When the A2A request arrives with a user bearer token, Hugging Face provider calls use that request token before falling back to Space configuration.

For client-managed Hugging Face MCP URLs, set auth.forward: huggingface to forward the same inbound request token to hf.co, huggingface.co, or *.hf.space upstreams. For Space upstreams, forwarded requests use X-HF-Authorization; for hf.co and huggingface.co, they use Authorization. This mode is intended for hosted Spaces where the agent should act as the caller rather than as a shared Space identity.

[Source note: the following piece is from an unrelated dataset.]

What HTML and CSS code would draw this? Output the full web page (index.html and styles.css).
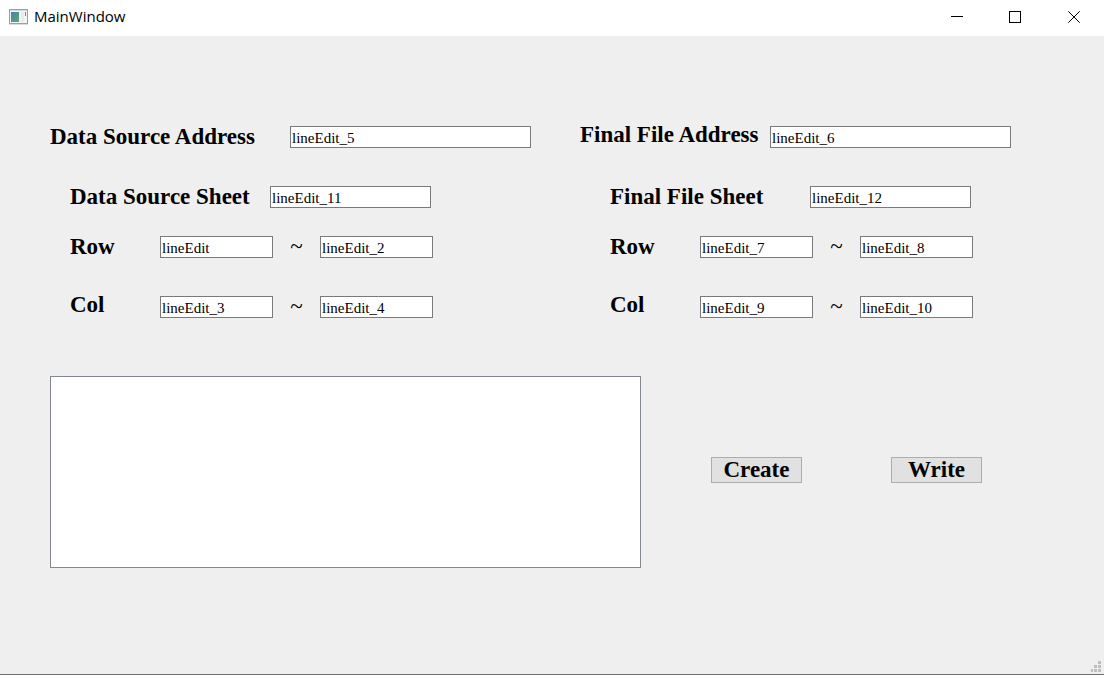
FILE: index.html
```html
<!DOCTYPE html>
<html lang="en">
<head>
<meta charset="utf-8">
<title>MainWindow</title>
<link rel="stylesheet" href="styles.css">
</head>
<body>
<div class="window">
  <header class="titlebar">
    <svg class="app-icon" width="19" height="16" viewBox="0 0 19 16" aria-hidden="true">
      <defs>
        <linearGradient id="pane" x1="0" y1="0" x2="1" y2="1">
          <stop offset="0" stop-color="#4a86a8"/>
          <stop offset="1" stop-color="#55a878"/>
        </linearGradient>
      </defs>
      <rect x="0.5" y="0.5" width="18" height="14" fill="#f3f4f5" stroke="#9a9ea6"/>
      <rect x="0" y="15" width="19" height="1" fill="#dcdcdc"/>
      <rect x="1" y="1" width="17" height="1" fill="#d5d9e0"/>
      <rect x="2" y="3" width="8" height="10" fill="url(#pane)"/>
      <rect x="12" y="3" width="3" height="10" fill="#e9ebee"/>
      <rect x="16" y="3" width="1" height="4" fill="#4d9a8c"/>
    </svg>
    <h1 class="title">MainWindow</h1>
    <button class="caption-button" type="button" aria-label="Minimize">
      <svg width="13" height="14" viewBox="0 0 13 14"><path d="M1 5.5H13" stroke="#000"/></svg>
    </button>
    <button class="caption-button" type="button" aria-label="Maximize">
      <svg width="13" height="14" viewBox="0 0 13 14"><rect x="0.5" y="0.5" width="11" height="11" fill="none" stroke="#000"/></svg>
    </button>
    <button class="caption-button" type="button" aria-label="Close">
      <svg width="13" height="14" viewBox="0 0 13 14"><path d="M0.3 0.3L11.7 11.7M11.7 0.3L0.3 11.7" stroke="#000"/></svg>
    </button>
  </header>

  <main class="content">
    <form class="form">
      <section class="group">
        <div class="row row-address">
          <label class="label label-source" for="e5">Data Source Address</label>
          <input class="field field-long" id="e5" type="text" value="lineEdit_5">
        </div>
        <div class="row row-sheet">
          <label class="label label-source-sheet" for="e11">Data Source Sheet</label>
          <input class="field field-medium" id="e11" type="text" value="lineEdit_11">
        </div>
        <div class="row row-range">
          <label class="label label-range" for="e1">Row</label>
          <input class="field field-short" id="e1" type="text" value="lineEdit">
          <label class="tilde" for="e2">~</label>
          <input class="field field-short" id="e2" type="text" value="lineEdit_2">
        </div>
        <div class="row row-range">
          <label class="label label-range label-top" for="e3">Col</label>
          <input class="field field-short" id="e3" type="text" value="lineEdit_3">
          <label class="tilde" for="e4">~</label>
          <input class="field field-short" id="e4" type="text" value="lineEdit_4">
        </div>
      </section>

      <section class="group">
        <div class="row row-address">
          <label class="label label-final label-top" for="e6">Final File Address</label>
          <input class="field field-long" id="e6" type="text" value="lineEdit_6">
        </div>
        <div class="row row-sheet row-inset">
          <label class="label label-final-sheet" for="e12">Final File Sheet</label>
          <input class="field field-medium" id="e12" type="text" value="lineEdit_12">
        </div>
        <div class="row row-range row-inset">
          <label class="label label-range" for="e7">Row</label>
          <input class="field field-short" id="e7" type="text" value="lineEdit_7">
          <label class="tilde" for="e8">~</label>
          <input class="field field-short" id="e8" type="text" value="lineEdit_8">
        </div>
        <div class="row row-range row-inset">
          <label class="label label-range label-top" for="e9">Col</label>
          <input class="field field-short" id="e9" type="text" value="lineEdit_9">
          <label class="tilde" for="e10">~</label>
          <input class="field field-short" id="e10" type="text" value="lineEdit_10">
        </div>
      </section>
    </form>

    <div class="output">
      <textarea class="log" rows="10" aria-label="Output"></textarea>
      <div class="actions">
        <button class="action" type="button">Create</button>
        <button class="action" type="button">Write</button>
      </div>
    </div>
  </main>

  <footer class="statusbar">
    <svg width="10" height="11" viewBox="0 0 10 11" fill="#bfbfbf" aria-hidden="true">
      <path d="M7 0h3v3h-3zM3 4h3v3h-3zM7 4h3v3h-3zM0 8h2v3h-2zM3 8h3v3h-3zM7 8h3v3h-3z"/>
    </svg>
  </footer>
</div>
</body>
</html>
```

FILE: styles.css
```css
* {
  box-sizing: border-box;
}

body {
  margin: 0;
  background: #efefef;
  color: #000;
  font-family: "Liberation Serif", "Times New Roman", serif;
}

.window {
  display: flex;
  flex-direction: column;
  min-height: 100vh;
  border-bottom: 1px solid #6e6e6e;
}

.titlebar {
  display: flex;
  align-items: center;
  height: 36px;
  padding-left: 9px;
  background: #fff;
}

.app-icon {
  margin: 0 6px 2px 0;
}

.title {
  flex: 1;
  margin: 0;
  padding-bottom: 4px;
  font: 400 15px/20px "Open Sans", "Segoe UI", sans-serif;
}

.caption-button {
  display: flex;
  align-items: center;
  justify-content: center;
  width: 59px;
  height: 36px;
  padding: 0;
  border: 0;
  background: none;
}

.content {
  flex: 1;
  padding: 90px 50px 0;
}

.form {
  display: grid;
  grid-template-columns: 530fr 474fr;
}

.row {
  display: flex;
  align-items: center;
  height: 22px;
}

.row-address {
  margin-bottom: 38px;
}

.row-sheet {
  margin-bottom: 28px;
}

.row-range {
  margin-bottom: 38px;
}

.row-sheet,
.row-range {
  padding-left: 20px;
}

.row-inset {
  padding-left: 30px;
}

.label {
  flex: none;
  font-size: 23px;
  font-weight: 700;
  line-height: 18px;
  white-space: nowrap;
}

.label-top {
  align-self: flex-start;
}

.label-source {
  width: 240px;
}

.label-source-sheet,
.label-final-sheet {
  width: 200px;
}

.label-final {
  width: 190px;
}

.label-range {
  width: 90px;
}

.tilde {
  width: 47px;
  font-size: 23px;
  line-height: 18px;
  text-align: center;
}

.field {
  height: 22px;
  padding: 2px 1px 0;
  border: 1px solid #7a7a7a;
  border-radius: 0;
  background: #fff;
  color: #000;
  font: 400 15px/18px "Liberation Serif", "Times New Roman", serif;
}

.field-long {
  width: 241px;
}

.field-medium {
  width: 161px;
}

.field-short {
  width: 113px;
}

.output {
  display: flex;
  align-items: center;
  gap: 70px;
  margin-top: 20px;
  padding-right: 72px;
}

.log {
  flex: 1;
  min-width: 0;
  height: 192px;
  border: 1px solid #828790;
  border-radius: 0;
  background: #fff;
  resize: none;
}

.actions {
  display: flex;
  gap: 89px;
  padding-bottom: 4px;
}

.action {
  width: 91px;
  height: 26px;
  padding: 0;
  border: 1px solid #adadad;
  background: #e1e1e1;
  color: #000;
  font: 700 23px/24px "Liberation Serif", "Times New Roman", serif;
}

.statusbar {
  display: flex;
  justify-content: flex-end;
  padding: 0 3px 2px;
}
```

For the Hugging Face MCP server itself, use https://huggingface.co/mcp?...; the forwarded request token is sent there as Authorization: Bearer .... It preserves explicit Authorization/X-HF-Authorization headers when they are configured and disables OAuth escalation for that MCP connection.

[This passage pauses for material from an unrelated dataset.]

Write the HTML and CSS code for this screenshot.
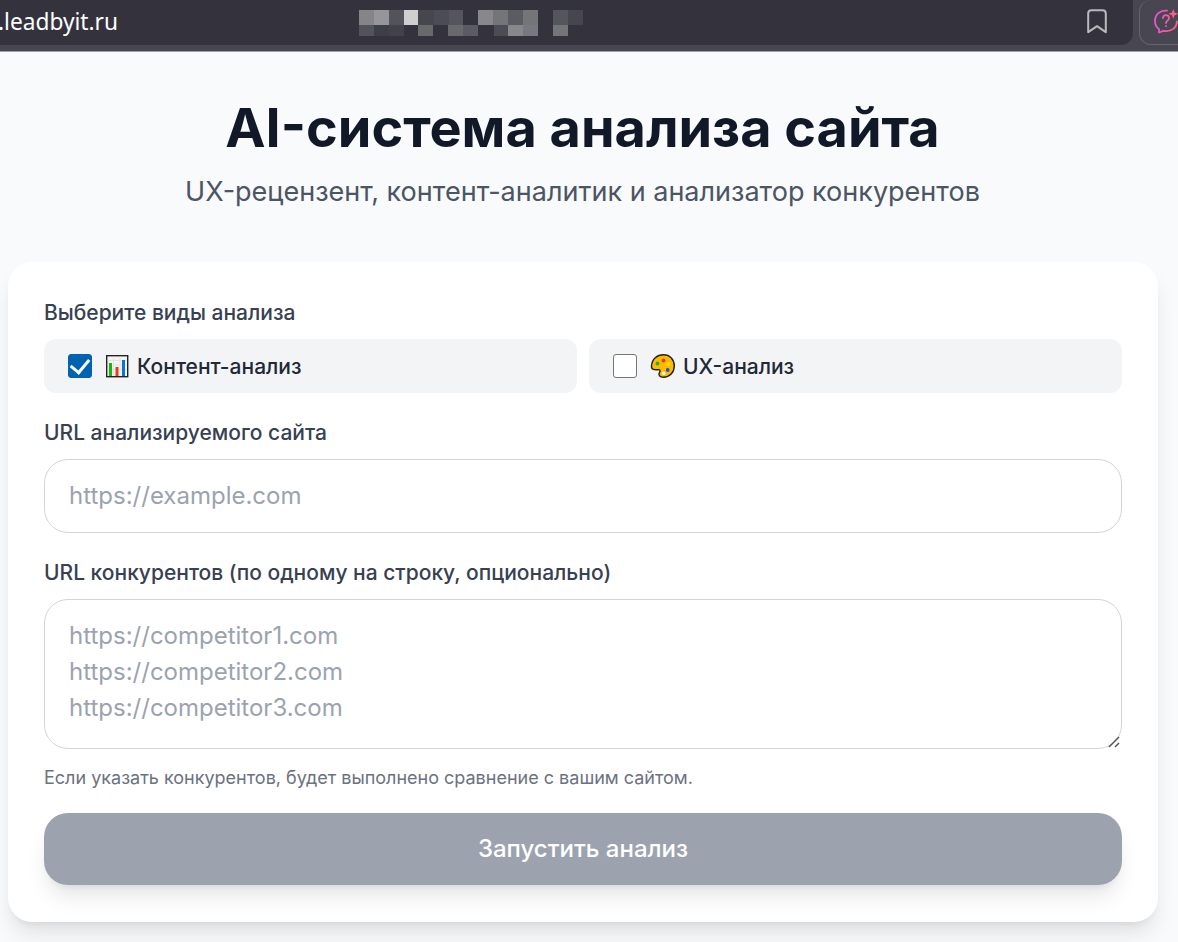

Do not combine auth.forward: huggingface with a shared HF_TOKEN expectation for that MCP server: forward mode deliberately avoids capturing the Space process token during configuration and uses the per-request bearer token at connection time.

Operational Notes

Keep the AgentCard public so clients can discover endpoint and auth metadata.
Require bearer credentials only on A2A action routes.
Prefer --instance-scope connection for multi-turn authenticated sessions where A2A contextId should correlate with a fast-agent instance.
Prefer --instance-scope request for stateless public endpoints.
Use --host 0.0.0.0 inside the Space; the served AgentCard should advertise the external Space hostname when fetched by clients.

Verification Targets

The OAuth-enabled A2A implementation should include tests that prove:

unauthenticated A2A requests are rejected;
authenticated A2A requests reach the agent;
the verified bearer token is saved at the A2A HTTP boundary and propagated into fast-agent request context;
the AgentCard advertises security schemes and requirements;
client-side Hugging Face token auto-headers are added for HF URLs;
explicit user-supplied auth headers are preserved.